Da kleinere Vorbereitungswettkämpfe oft nur ein oder zwei Tage dauern, kann man zum Beispiel in der Trainingsplanung nach einem solchen Wettkampf, einen dritten, vierten oder auch fünften Wettkampftag planen, um so quasi den Saisonhöhepunkt zu simulieren. Dabei sollte man als Trainer natürlich auf die folgenden Regenerationsphasen speziell achten. Eine weitere Möglichkeit besteht darin, wiederkehrende Wettkampffolgen im Training einzubauen.
Um diese hohen Belastungen in Summe auszuhalten, ist für alle Schwimmer die Grundlagenausdauer extrem wichtig. Eine gute Ausdauerleistungsfähigkeit hilft bei der Regeneration zwischen sehr hohen Belastungen und hat positive Auswirkungen auf die Konzentrationsfähigkeit an langen Wettkampftagen.
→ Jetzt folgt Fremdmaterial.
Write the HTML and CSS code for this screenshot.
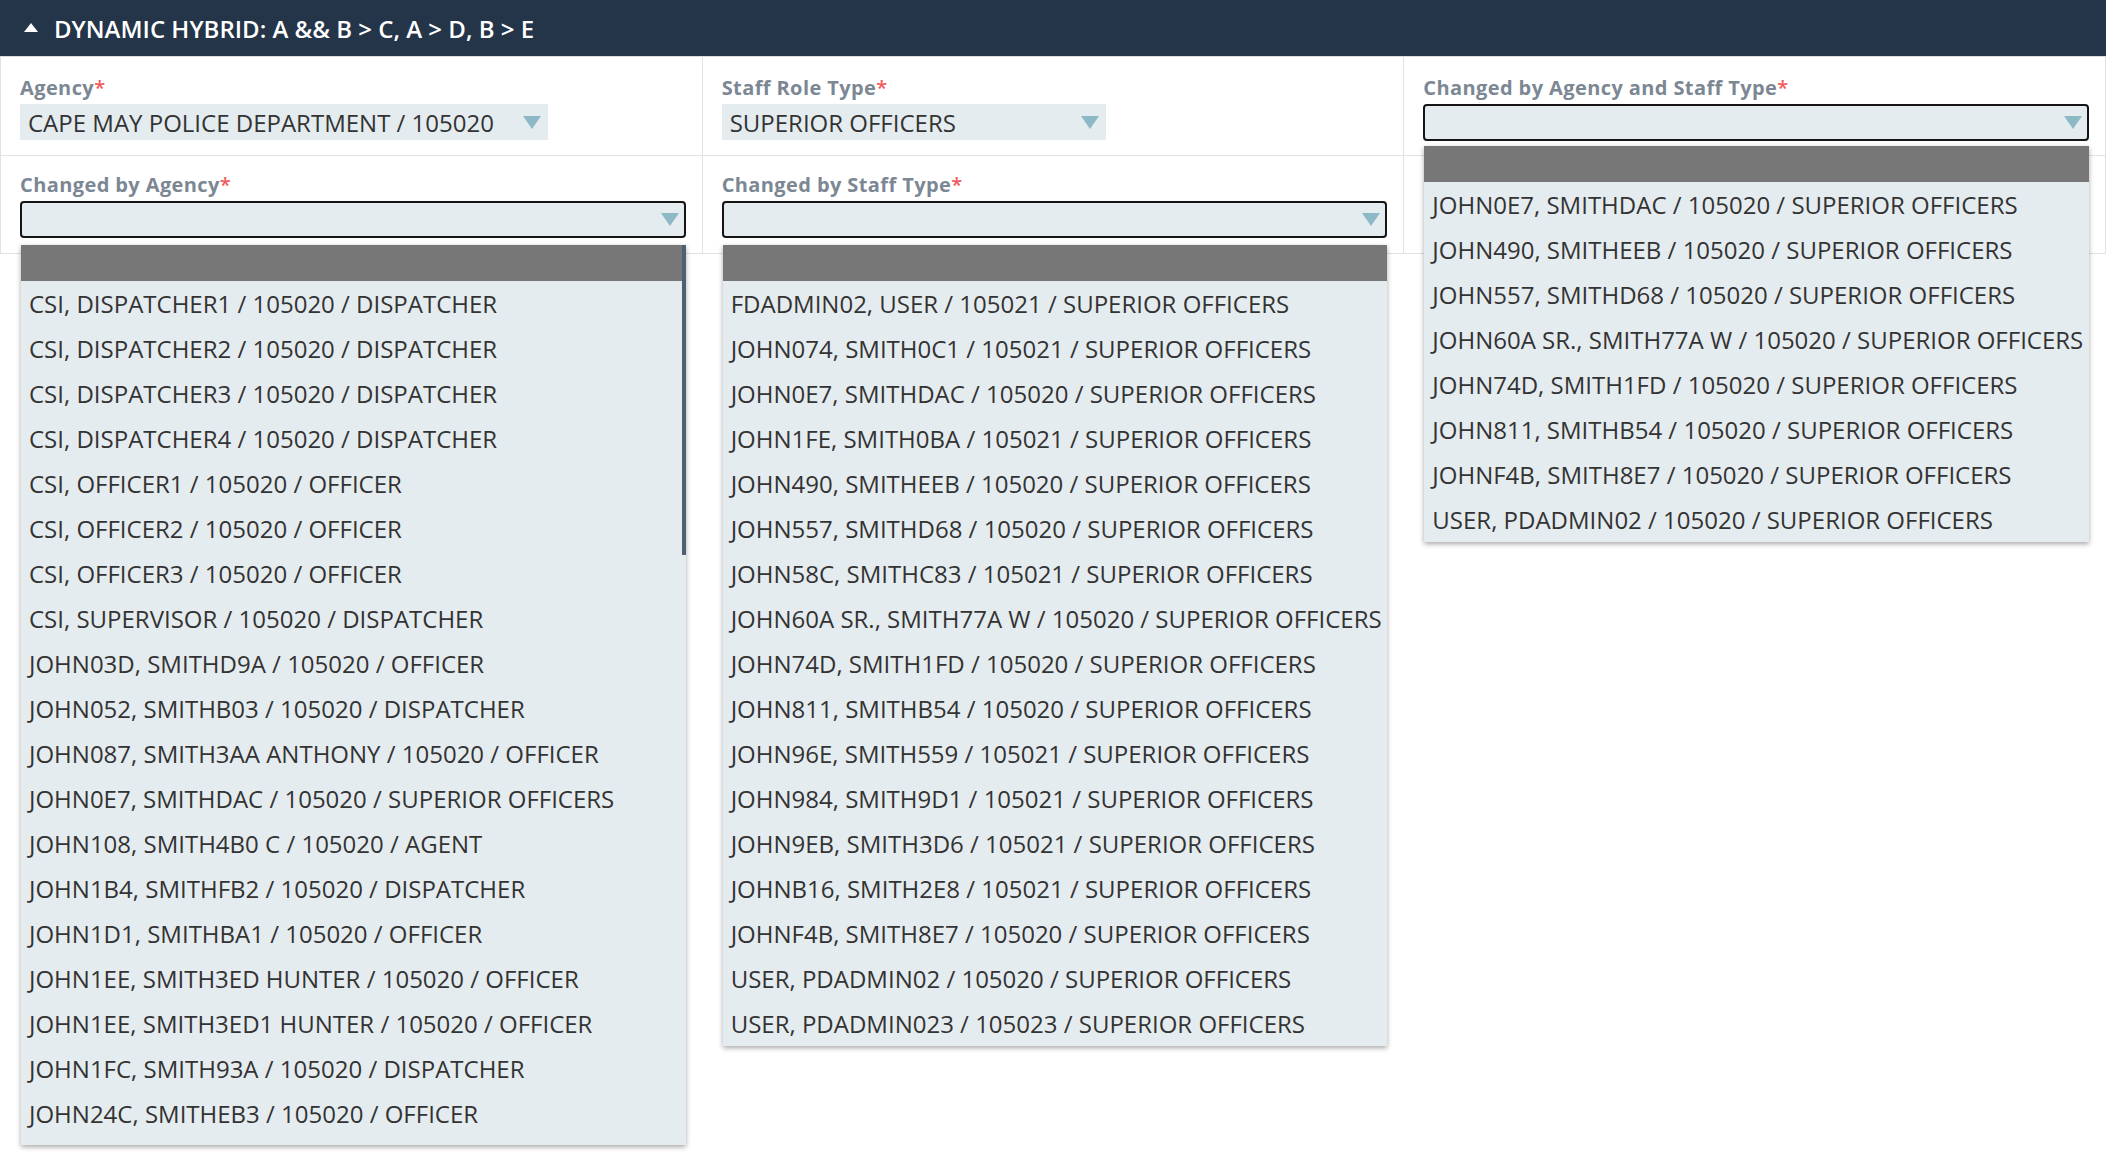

Auch Athleten, die vor allem 50 und 100m-Strecken schwimmen, können somit von der Grundlagenausdauer profitieren. Nicht ohne Grund trainierte selbst ein ausgewiesener Sprinter wie Caeleb Dressel in Umfängen, die sonst an Mittelstreckenschwimmer erinnern.
Training, Grundlagenausdauer, Wettkampfroutine
Zusammengefasst lässt sich also sagen, dass der Schwimmerkörper durch gezielte Trainingsmaßnahmen (Wettkampfsimulationen, Mehrfachbelastungen im Jugend-/Juniorenalter) auf Wettkampfhärte geschult werden kann und auch Kurzstreckenschwimmer eine gewisse Grundlagenausdauer brauchen, um sich mehrfach am Tag hoch belasten zu können. Dies ist auch mit Blick auf den Laktatabbau wichtig. Grundsätzlich muss besonders beim Thema der Spitzenbelastung im Wettkampf die Individualität eines jeden Schwimmers beachtet werden. Die genaue Dokumentation von Erfahrungswerten hilft dabei, das optimale Taperfenster und die jeweils passenden Regenerationsmaßnahmen für den einzelnen Athleten zu ermitteln. Die eingespielten Abläufe und gewohnten Wettkampfroutinen sind für Schwimmer also mehr als Aberglaube oder Glücksrituale sondern spielen selbst oder gerade für geschulte Schwimmerkörper eine wichtige Rolle, um wiederholt Spitzenleistungen abrufen zu können.